Come qualcuno ha già denunciato, si creerebbe una sorta di
“pansistema acquisitivo” di indagine, che convoglierebbe ispezioni,
perquisizioni, intercettazioni tutte insieme. Tre al prezzo di uno, quantomeno.
Dal marzo 2015 il tentativo legislativo di legittimare le
indagini "anche attraverso l’impiego di strumenti o di programmi
informatici per l’acquisizione da remoto delle comunicazioni e dei dati
presenti in un sistema informatico" ,
che avrebbe dovuto inserirsi a modifica dell’art. 266 - bis del codice di
procedura penale, in materia di intercettazioni e di comunicazioni informatiche
o telematiche, è stato esperito con forza almeno altre tre volte, con la
riproposizione da parte di vari parlamentari della precedente mancata modifica.
La situazione è grave, e necessita in particolare
dell’intervento di chi è naturalmente preposto alla tutela dei diritti costituzionali:
in questo scenario l’Avvocatura si gioca la sua partita di credibilità.

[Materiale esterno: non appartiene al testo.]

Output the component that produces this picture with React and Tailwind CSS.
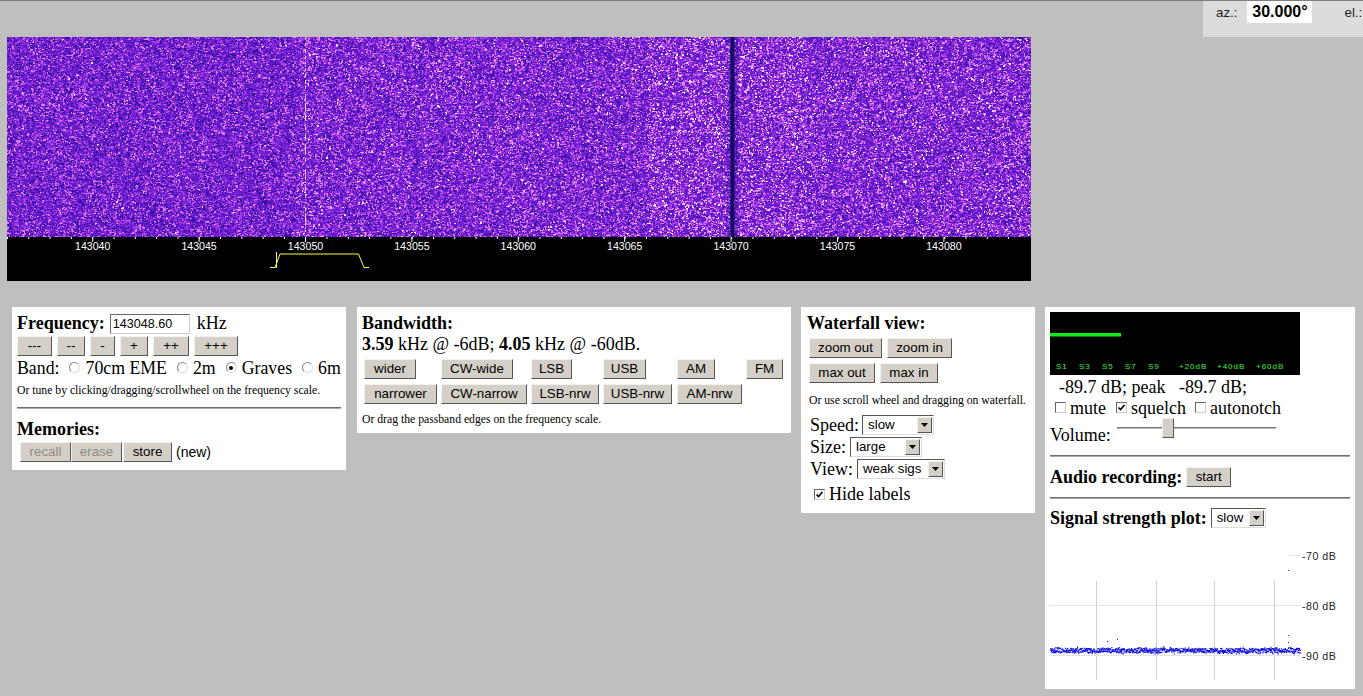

Il colpo di grazia, per così dire , arriva recentemente
dalla magistratura che salta a piè pari il ruolo del Legislatore e il 29
aprile scorso con una massima provvisoria della Suprema Corte a Sezioni Unite
nella quale considera possibili l'utilizzo di intercettazioni tramite
'virus-spia' in dispositivi elettronici portatili, come tablet e smartphone
nell'ambito di indagini riguardanti associazioni per delinquere, ben strutturate
e pericolose, "con l'esclusione del mero concorso di persone nel
reato".
Immediatamente la pronuncia ha destato reazioni di
sconcerto, e nell’inerzia delle associazioni e delle istituzioni di fronte al
rischio di un colpo di mano della magistratura in direzione totalitaria,
ben cinque past -president dell’Unione delle Camere Penali Italiane,
associazione che ha iscritto nel proprio DNA battaglie come questa, hanno
chiesto la convocazione urgente della Giunta stessa dell’UCPI: “A seguito
della sconcertante sentenza delle SS.UU. sulla “liberalizzazione” dell’uso a
fini di indagine di captazioni informatiche, come quella del c.d. “sistema
Trojan horse”, sollecitiamo la convocazione urgente della Giunta dell’Unione
per deliberare sulle iniziative da intraprendere per limitare i danni derivanti
ai diritti fondamentali di libertà attraverso questi – come definiti dalla
stessa Corte Suprema – strumenti di formidabile invadenza nella sfera della
privacy”, a firma di Gustavo Pansini, Gaetano Pecorella, Fabrizio Corbi,
Ettore Randazzo e Valerio Spigarelli.